* START Raw data *

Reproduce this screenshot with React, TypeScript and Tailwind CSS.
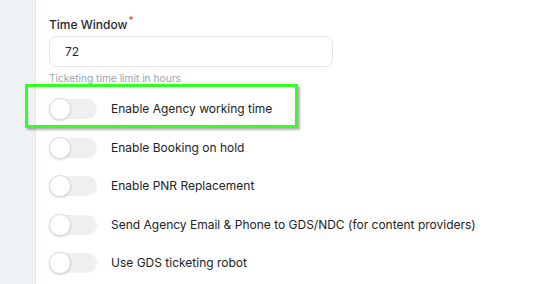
const options = [
  'Enable Agency working time',
  'Enable Booking on hold',
  'Enable PNR Replacement',
  'Send Agency Email & Phone to GDS/NDC (for content providers)',
  'Use GDS ticketing robot',
]

function Toggle() {
  return (
    <span className="relative flex h-[20px] w-[48px] shrink-0 items-center rounded-full bg-[#efefef]">
      <span className="absolute left-0 h-[22px] w-[22px] rounded-full border border-[#d9dce1] bg-white shadow-[0_1px_2px_rgba(0,0,0,0.15)]" />
    </span>
  )
}

export default function App() {
  return (
    <div className="relative flex h-[284px] w-[560px] overflow-hidden bg-white font-['Inter',sans-serif]">
      <aside className="w-[36px] shrink-0 border-r border-[#e3e7ec] bg-[#eef2f6]" />
      <main className="flex-1 pl-[13px] pt-[17px]">
        <label className="block text-[12px] leading-[16px] font-medium text-[#1f2937]">
          Time Window<sup className="ml-[1px] text-[10px] text-[#ef4444]">*</sup>
        </label>
        <div className="mt-[3px] flex h-[31px] w-[284px] items-center rounded-[7px] border border-[#e2e6ec] pl-[15px] text-[12px] text-[#1f2937]">
          72
        </div>
        <p className="mt-[4px] text-[10.2px] leading-[14px] text-[#9ca3af]">Ticketing time limit in hours</p>
        <div className="mt-[14px] flex flex-col gap-[18.5px]">
          {options.map((o) => (
            <div key={o} className="flex h-[20px] items-center gap-[14px]">
              <Toggle />
              <span className="text-[12px] text-[#222]">{o}</span>
            </div>
          ))}
        </div>
      </main>
      <div className="absolute left-[25px] top-[84px] h-[44px] w-[273px] border-[3px] border-[#33ff22] shadow-[2px_2px_2px_rgba(0,0,0,0.3)]" />
    </div>
  )
}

* END Raw data *

* **Directive**
Copy out each line word for word, please, skipping the images.

* **In response**
Reproduce this screenshot with React, TypeScript and Tailwind CSS.
const options = [
  'Enable Agency working time',
  'Enable Booking on hold',
  'Enable PNR Replacement',
  'Send Agency Email & Phone to GDS/NDC (for content providers)',
  'Use GDS ticketing robot',
]

function Toggle() {
  return (
    <span className="relative flex h-[20px] w-[48px] shrink-0 items-center rounded-full bg-[#efefef]">
      <span className="absolute left-0 h-[22px] w-[22px] rounded-full border border-[#d9dce1] bg-white shadow-[0_1px_2px_rgba(0,0,0,0.15)]" />
    </span>
  )
}

export default function App() {
  return (
    <div className="relative flex h-[284px] w-[560px] overflow-hidden bg-white font-['Inter',sans-serif]">
      <aside className="w-[36px] shrink-0 border-r border-[#e3e7ec] bg-[#eef2f6]" />
      <main className="flex-1 pl-[13px] pt-[17px]">
        <label className="block text-[12px] leading-[16px] font-medium text-[#1f2937]">
          Time Window<sup className="ml-[1px] text-[10px] text-[#ef4444]">*</sup>
        </label>
        <div className="mt-[3px] flex h-[31px] w-[284px] items-center rounded-[7px] border border-[#e2e6ec] pl-[15px] text-[12px] text-[#1f2937]">
          72
        </div>
        <p className="mt-[4px] text-[10.2px] leading-[14px] text-[#9ca3af]">Ticketing time limit in hours</p>
        <div className="mt-[14px] flex flex-col gap-[18.5px]">
          {options.map((o) => (
            <div key={o} className="flex h-[20px] items-center gap-[14px]">
              <Toggle />
              <span className="text-[12px] text-[#222]">{o}</span>
            </div>
          ))}
        </div>
      </main>
      <div className="absolute left-[25px] top-[84px] h-[44px] w-[273px] border-[3px] border-[#33ff22] shadow-[2px_2px_2px_rgba(0,0,0,0.3)]" />
    </div>
  )
}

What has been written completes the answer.